═════ GIVEN RECORDS

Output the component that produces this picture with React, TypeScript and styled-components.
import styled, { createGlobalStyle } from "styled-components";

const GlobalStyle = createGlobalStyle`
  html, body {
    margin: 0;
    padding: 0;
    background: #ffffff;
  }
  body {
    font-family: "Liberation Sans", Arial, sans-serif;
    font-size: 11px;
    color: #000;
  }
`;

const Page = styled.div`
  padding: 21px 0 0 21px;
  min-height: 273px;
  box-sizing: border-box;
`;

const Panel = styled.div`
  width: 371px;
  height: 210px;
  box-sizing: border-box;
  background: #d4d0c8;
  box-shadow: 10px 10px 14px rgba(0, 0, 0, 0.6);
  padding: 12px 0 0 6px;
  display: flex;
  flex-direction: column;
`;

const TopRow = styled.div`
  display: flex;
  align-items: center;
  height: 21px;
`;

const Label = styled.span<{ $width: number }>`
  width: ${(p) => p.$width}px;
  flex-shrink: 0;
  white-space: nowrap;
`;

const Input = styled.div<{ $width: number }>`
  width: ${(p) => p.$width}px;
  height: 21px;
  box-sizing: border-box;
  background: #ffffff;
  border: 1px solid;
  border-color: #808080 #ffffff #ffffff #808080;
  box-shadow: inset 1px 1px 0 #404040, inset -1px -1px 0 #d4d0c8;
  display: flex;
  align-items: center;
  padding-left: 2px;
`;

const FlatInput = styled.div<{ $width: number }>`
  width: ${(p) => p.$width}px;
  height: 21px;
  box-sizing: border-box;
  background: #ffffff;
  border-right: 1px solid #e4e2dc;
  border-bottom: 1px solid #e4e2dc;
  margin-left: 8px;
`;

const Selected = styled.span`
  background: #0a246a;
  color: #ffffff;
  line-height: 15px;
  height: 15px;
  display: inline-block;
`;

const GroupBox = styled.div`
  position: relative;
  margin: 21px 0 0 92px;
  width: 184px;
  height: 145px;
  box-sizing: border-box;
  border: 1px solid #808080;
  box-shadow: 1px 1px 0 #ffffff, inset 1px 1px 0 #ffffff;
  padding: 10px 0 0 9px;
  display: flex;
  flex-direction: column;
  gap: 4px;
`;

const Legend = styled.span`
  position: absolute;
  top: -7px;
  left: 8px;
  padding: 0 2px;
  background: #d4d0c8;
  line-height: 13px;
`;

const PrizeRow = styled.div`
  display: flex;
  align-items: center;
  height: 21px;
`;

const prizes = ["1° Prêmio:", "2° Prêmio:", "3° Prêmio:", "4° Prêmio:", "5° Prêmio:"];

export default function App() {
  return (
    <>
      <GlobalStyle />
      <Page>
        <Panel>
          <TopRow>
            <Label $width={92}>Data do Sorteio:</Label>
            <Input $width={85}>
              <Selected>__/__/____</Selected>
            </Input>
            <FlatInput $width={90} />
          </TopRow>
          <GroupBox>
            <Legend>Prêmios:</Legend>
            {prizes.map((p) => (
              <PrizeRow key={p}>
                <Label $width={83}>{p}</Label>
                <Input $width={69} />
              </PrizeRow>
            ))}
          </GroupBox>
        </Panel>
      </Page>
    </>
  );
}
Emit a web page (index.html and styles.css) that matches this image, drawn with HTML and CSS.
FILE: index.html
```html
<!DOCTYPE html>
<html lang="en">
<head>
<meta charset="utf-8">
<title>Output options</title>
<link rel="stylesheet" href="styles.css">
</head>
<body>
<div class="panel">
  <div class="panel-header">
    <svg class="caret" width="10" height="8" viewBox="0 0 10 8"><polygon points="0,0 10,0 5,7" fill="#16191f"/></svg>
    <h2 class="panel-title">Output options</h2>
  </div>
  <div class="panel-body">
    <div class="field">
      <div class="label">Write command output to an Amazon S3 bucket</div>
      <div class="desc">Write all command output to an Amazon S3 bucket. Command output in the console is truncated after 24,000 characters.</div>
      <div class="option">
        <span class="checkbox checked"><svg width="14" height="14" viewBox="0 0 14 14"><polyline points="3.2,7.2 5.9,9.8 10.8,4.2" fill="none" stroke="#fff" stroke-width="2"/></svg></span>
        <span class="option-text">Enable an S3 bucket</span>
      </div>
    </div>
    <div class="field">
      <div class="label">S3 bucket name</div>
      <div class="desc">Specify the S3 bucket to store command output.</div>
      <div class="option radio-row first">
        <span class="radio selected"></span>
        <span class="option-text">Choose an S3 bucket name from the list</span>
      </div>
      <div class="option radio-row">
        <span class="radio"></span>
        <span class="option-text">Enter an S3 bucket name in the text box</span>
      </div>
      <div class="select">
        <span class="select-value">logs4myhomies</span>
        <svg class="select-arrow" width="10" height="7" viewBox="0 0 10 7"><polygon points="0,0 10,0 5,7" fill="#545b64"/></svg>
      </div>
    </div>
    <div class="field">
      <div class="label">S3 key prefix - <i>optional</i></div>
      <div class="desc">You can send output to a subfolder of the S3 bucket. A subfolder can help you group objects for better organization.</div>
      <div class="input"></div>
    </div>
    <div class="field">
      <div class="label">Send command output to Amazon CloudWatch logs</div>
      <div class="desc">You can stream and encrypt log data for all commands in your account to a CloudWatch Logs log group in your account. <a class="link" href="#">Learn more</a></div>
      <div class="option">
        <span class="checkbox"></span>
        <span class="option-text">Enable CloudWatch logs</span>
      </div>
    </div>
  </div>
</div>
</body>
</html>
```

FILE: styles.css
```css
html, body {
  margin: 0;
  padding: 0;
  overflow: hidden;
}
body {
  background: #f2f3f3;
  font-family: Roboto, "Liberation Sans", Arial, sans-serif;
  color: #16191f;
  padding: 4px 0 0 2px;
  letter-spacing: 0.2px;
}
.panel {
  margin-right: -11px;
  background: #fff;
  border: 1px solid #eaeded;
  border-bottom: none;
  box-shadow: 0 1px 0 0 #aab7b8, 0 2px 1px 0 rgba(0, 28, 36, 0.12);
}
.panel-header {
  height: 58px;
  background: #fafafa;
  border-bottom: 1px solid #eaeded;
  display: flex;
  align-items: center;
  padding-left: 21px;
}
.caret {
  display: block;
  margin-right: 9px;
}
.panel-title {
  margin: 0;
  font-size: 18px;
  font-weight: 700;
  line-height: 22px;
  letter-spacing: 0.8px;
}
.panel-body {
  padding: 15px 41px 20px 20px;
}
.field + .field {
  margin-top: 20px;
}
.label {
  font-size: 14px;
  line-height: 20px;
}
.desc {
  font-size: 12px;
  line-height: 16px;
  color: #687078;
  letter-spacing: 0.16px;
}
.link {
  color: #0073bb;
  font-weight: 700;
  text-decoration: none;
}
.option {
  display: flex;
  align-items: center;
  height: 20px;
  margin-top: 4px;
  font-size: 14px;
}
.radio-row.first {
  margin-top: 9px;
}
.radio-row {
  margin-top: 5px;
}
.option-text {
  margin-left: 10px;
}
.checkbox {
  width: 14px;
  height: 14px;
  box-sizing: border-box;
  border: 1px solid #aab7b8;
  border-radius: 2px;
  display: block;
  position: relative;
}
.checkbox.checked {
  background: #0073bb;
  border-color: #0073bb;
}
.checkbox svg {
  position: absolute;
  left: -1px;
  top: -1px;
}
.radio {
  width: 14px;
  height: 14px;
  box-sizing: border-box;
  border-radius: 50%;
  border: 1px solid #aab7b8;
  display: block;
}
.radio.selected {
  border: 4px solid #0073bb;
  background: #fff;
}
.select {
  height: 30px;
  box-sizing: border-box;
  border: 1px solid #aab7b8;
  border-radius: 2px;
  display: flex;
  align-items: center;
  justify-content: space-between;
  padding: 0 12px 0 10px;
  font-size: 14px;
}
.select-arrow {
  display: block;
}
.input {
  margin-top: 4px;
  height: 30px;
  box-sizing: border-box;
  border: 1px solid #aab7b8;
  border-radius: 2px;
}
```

══════════

#### [THE PROBLEM]
Copy out the material word for word and line for line.

#### [WORKED SOLUTION]
Output the component that produces this picture with React, TypeScript and styled-components.
import styled, { createGlobalStyle } from "styled-components";

const GlobalStyle = createGlobalStyle`
  html, body {
    margin: 0;
    padding: 0;
    background: #ffffff;
  }
  body {
    font-family: "Liberation Sans", Arial, sans-serif;
    font-size: 11px;
    color: #000;
  }
`;

const Page = styled.div`
  padding: 21px 0 0 21px;
  min-height: 273px;
  box-sizing: border-box;
`;

const Panel = styled.div`
  width: 371px;
  height: 210px;
  box-sizing: border-box;
  background: #d4d0c8;
  box-shadow: 10px 10px 14px rgba(0, 0, 0, 0.6);
  padding: 12px 0 0 6px;
  display: flex;
  flex-direction: column;
`;

const TopRow = styled.div`
  display: flex;
  align-items: center;
  height: 21px;
`;

const Label = styled.span<{ $width: number }>`
  width: ${(p) => p.$width}px;
  flex-shrink: 0;
  white-space: nowrap;
`;

const Input = styled.div<{ $width: number }>`
  width: ${(p) => p.$width}px;
  height: 21px;
  box-sizing: border-box;
  background: #ffffff;
  border: 1px solid;
  border-color: #808080 #ffffff #ffffff #808080;
  box-shadow: inset 1px 1px 0 #404040, inset -1px -1px 0 #d4d0c8;
  display: flex;
  align-items: center;
  padding-left: 2px;
`;

const FlatInput = styled.div<{ $width: number }>`
  width: ${(p) => p.$width}px;
  height: 21px;
  box-sizing: border-box;
  background: #ffffff;
  border-right: 1px solid #e4e2dc;
  border-bottom: 1px solid #e4e2dc;
  margin-left: 8px;
`;

const Selected = styled.span`
  background: #0a246a;
  color: #ffffff;
  line-height: 15px;
  height: 15px;
  display: inline-block;
`;

const GroupBox = styled.div`
  position: relative;
  margin: 21px 0 0 92px;
  width: 184px;
  height: 145px;
  box-sizing: border-box;
  border: 1px solid #808080;
  box-shadow: 1px 1px 0 #ffffff, inset 1px 1px 0 #ffffff;
  padding: 10px 0 0 9px;
  display: flex;
  flex-direction: column;
  gap: 4px;
`;

const Legend = styled.span`
  position: absolute;
  top: -7px;
  left: 8px;
  padding: 0 2px;
  background: #d4d0c8;
  line-height: 13px;
`;

const PrizeRow = styled.div`
  display: flex;
  align-items: center;
  height: 21px;
`;

const prizes = ["1° Prêmio:", "2° Prêmio:", "3° Prêmio:", "4° Prêmio:", "5° Prêmio:"];

export default function App() {
  return (
    <>
      <GlobalStyle />
      <Page>
        <Panel>
          <TopRow>
            <Label $width={92}>Data do Sorteio:</Label>
            <Input $width={85}>
              <Selected>__/__/____</Selected>
            </Input>
            <FlatInput $width={90} />
          </TopRow>
          <GroupBox>
            <Legend>Prêmios:</Legend>
            {prizes.map((p) => (
              <PrizeRow key={p}>
                <Label $width={83}>{p}</Label>
                <Input $width={69} />
              </PrizeRow>
            ))}
          </GroupBox>
        </Panel>
      </Page>
    </>
  );
}
Emit a web page (index.html and styles.css) that matches this image, drawn with HTML and CSS.
FILE: index.html
```html
<!DOCTYPE html>
<html lang="en">
<head>
<meta charset="utf-8">
<title>Output options</title>
<link rel="stylesheet" href="styles.css">
</head>
<body>
<div class="panel">
  <div class="panel-header">
    <svg class="caret" width="10" height="8" viewBox="0 0 10 8"><polygon points="0,0 10,0 5,7" fill="#16191f"/></svg>
    <h2 class="panel-title">Output options</h2>
  </div>
  <div class="panel-body">
    <div class="field">
      <div class="label">Write command output to an Amazon S3 bucket</div>
      <div class="desc">Write all command output to an Amazon S3 bucket. Command output in the console is truncated after 24,000 characters.</div>
      <div class="option">
        <span class="checkbox checked"><svg width="14" height="14" viewBox="0 0 14 14"><polyline points="3.2,7.2 5.9,9.8 10.8,4.2" fill="none" stroke="#fff" stroke-width="2"/></svg></span>
        <span class="option-text">Enable an S3 bucket</span>
      </div>
    </div>
    <div class="field">
      <div class="label">S3 bucket name</div>
      <div class="desc">Specify the S3 bucket to store command output.</div>
      <div class="option radio-row first">
        <span class="radio selected"></span>
        <span class="option-text">Choose an S3 bucket name from the list</span>
      </div>
      <div class="option radio-row">
        <span class="radio"></span>
        <span class="option-text">Enter an S3 bucket name in the text box</span>
      </div>
      <div class="select">
        <span class="select-value">logs4myhomies</span>
        <svg class="select-arrow" width="10" height="7" viewBox="0 0 10 7"><polygon points="0,0 10,0 5,7" fill="#545b64"/></svg>
      </div>
    </div>
    <div class="field">
      <div class="label">S3 key prefix - <i>optional</i></div>
      <div class="desc">You can send output to a subfolder of the S3 bucket. A subfolder can help you group objects for better organization.</div>
      <div class="input"></div>
    </div>
    <div class="field">
      <div class="label">Send command output to Amazon CloudWatch logs</div>
      <div class="desc">You can stream and encrypt log data for all commands in your account to a CloudWatch Logs log group in your account. <a class="link" href="#">Learn more</a></div>
      <div class="option">
        <span class="checkbox"></span>
        <span class="option-text">Enable CloudWatch logs</span>
      </div>
    </div>
  </div>
</div>
</body>
</html>
```

FILE: styles.css
```css
html, body {
  margin: 0;
  padding: 0;
  overflow: hidden;
}
body {
  background: #f2f3f3;
  font-family: Roboto, "Liberation Sans", Arial, sans-serif;
  color: #16191f;
  padding: 4px 0 0 2px;
  letter-spacing: 0.2px;
}
.panel {
  margin-right: -11px;
  background: #fff;
  border: 1px solid #eaeded;
  border-bottom: none;
  box-shadow: 0 1px 0 0 #aab7b8, 0 2px 1px 0 rgba(0, 28, 36, 0.12);
}
.panel-header {
  height: 58px;
  background: #fafafa;
  border-bottom: 1px solid #eaeded;
  display: flex;
  align-items: center;
  padding-left: 21px;
}
.caret {
  display: block;
  margin-right: 9px;
}
.panel-title {
  margin: 0;
  font-size: 18px;
  font-weight: 700;
  line-height: 22px;
  letter-spacing: 0.8px;
}
.panel-body {
  padding: 15px 41px 20px 20px;
}
.field + .field {
  margin-top: 20px;
}
.label {
  font-size: 14px;
  line-height: 20px;
}
.desc {
  font-size: 12px;
  line-height: 16px;
  color: #687078;
  letter-spacing: 0.16px;
}
.link {
  color: #0073bb;
  font-weight: 700;
  text-decoration: none;
}
.option {
  display: flex;
  align-items: center;
  height: 20px;
  margin-top: 4px;
  font-size: 14px;
}
.radio-row.first {
  margin-top: 9px;
}
.radio-row {
  margin-top: 5px;
}
.option-text {
  margin-left: 10px;
}
.checkbox {
  width: 14px;
  height: 14px;
  box-sizing: border-box;
  border: 1px solid #aab7b8;
  border-radius: 2px;
  display: block;
  position: relative;
}
.checkbox.checked {
  background: #0073bb;
  border-color: #0073bb;
}
.checkbox svg {
  position: absolute;
  left: -1px;
  top: -1px;
}
.radio {
  width: 14px;
  height: 14px;
  box-sizing: border-box;
  border-radius: 50%;
  border: 1px solid #aab7b8;
  display: block;
}
.radio.selected {
  border: 4px solid #0073bb;
  background: #fff;
}
.select {
  height: 30px;
  box-sizing: border-box;
  border: 1px solid #aab7b8;
  border-radius: 2px;
  display: flex;
  align-items: center;
  justify-content: space-between;
  padding: 0 12px 0 10px;
  font-size: 14px;
}
.select-arrow {
  display: block;
}
.input {
  margin-top: 4px;
  height: 30px;
  box-sizing: border-box;
  border: 1px solid #aab7b8;
  border-radius: 2px;
}
```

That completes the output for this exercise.